Interessant, dass hier zwei Motive herausgeholt werden, die in Simenons Romanen eine Rolle spielten oder spielen sollten. Zum einen wurde dieses Thema »Benachbarter Handwerker beobachtet Handwerkskollegen bei einem Verbrechen« schon in »Die Phantome des Hutmachers« behandelt, welcher zeitlich kurz zuvor geschrieben wurde. Zum anderen, aber das wird nicht in dem Hörspiel thematisiert, sammelt Madame Maigret Zeitungsausschnitte über ihren Mann, damit er es einmal leichter haben würde, wenn er seine Memoiren schrieb. Was Simenon ein Jahr später für Maigret tat.

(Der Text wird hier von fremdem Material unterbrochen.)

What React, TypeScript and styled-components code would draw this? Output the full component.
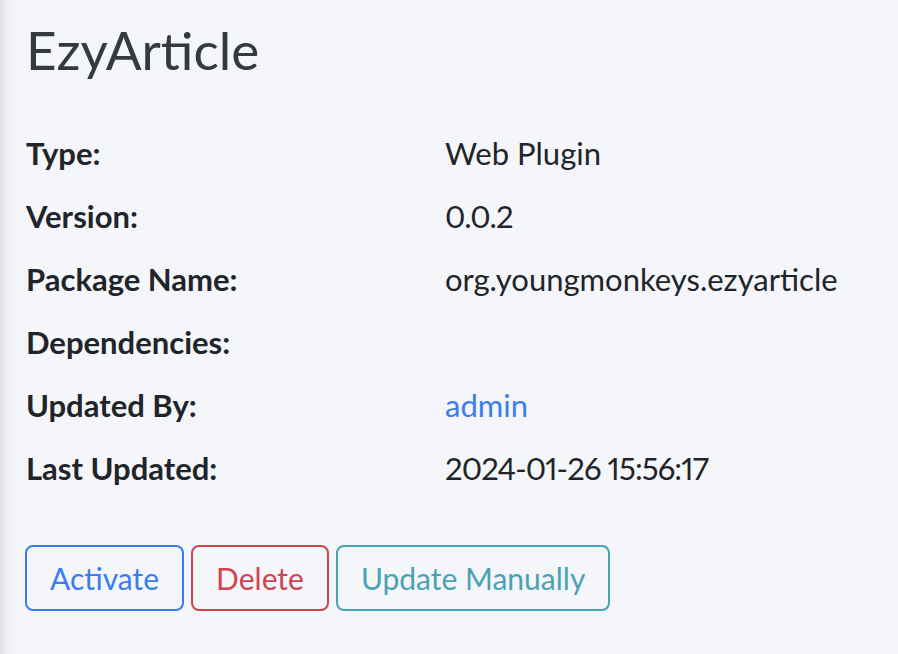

Der Versuch einer Rummäkelei

Es gibt wirklich nur einen Punkt, der mich störte: Im Hörspiel ist davon die Rede, dass Madame Maigret am Quai d'Anvers war. Einen solchen gibt es in Frankreich. Allerdings ganz im Norden in Lille. In Paris habe ich keine Spuren eines solchen entdecken können. Aber das wäre noch nicht schlimm. Aber in der literarischen Vorlage wird ein existierender Ort verwendet, den dort genannten verwendeten Square d'Anvers zu verwenden, wäre eigentlich kein Drama gewesen.

Kleines Fazit

Image Lightbox

Madame Maigret als Detektiv

Credits: der audio verlag

Das war das letzte Hörspiel, welches ich aus der unlängst erschienenen Hörspielbox »Maigret – Die raffiniertesten Fälle« aus dem Audio Verlag hörte. Der Zyklus der raffinierten Fälle ist damit auf diesen Seiten erst einmal abgeschlossen. Dass ich das Glück hatte und zum Schluss die Bearbeitung erwischte, die mir am besten gefiel, das war nicht vorauszusehen. Die Kürzungen in der Geschichte um Madame Maigrets Malheur waren geschickt, sodass der rote Faden nie verloren ging. Die gewählten Schauspieler waren exzellent.

Nun haben die Ohren erst einmal wieder Ruhe und ich lasse die Buchstaben vor meinen Augen tanzen.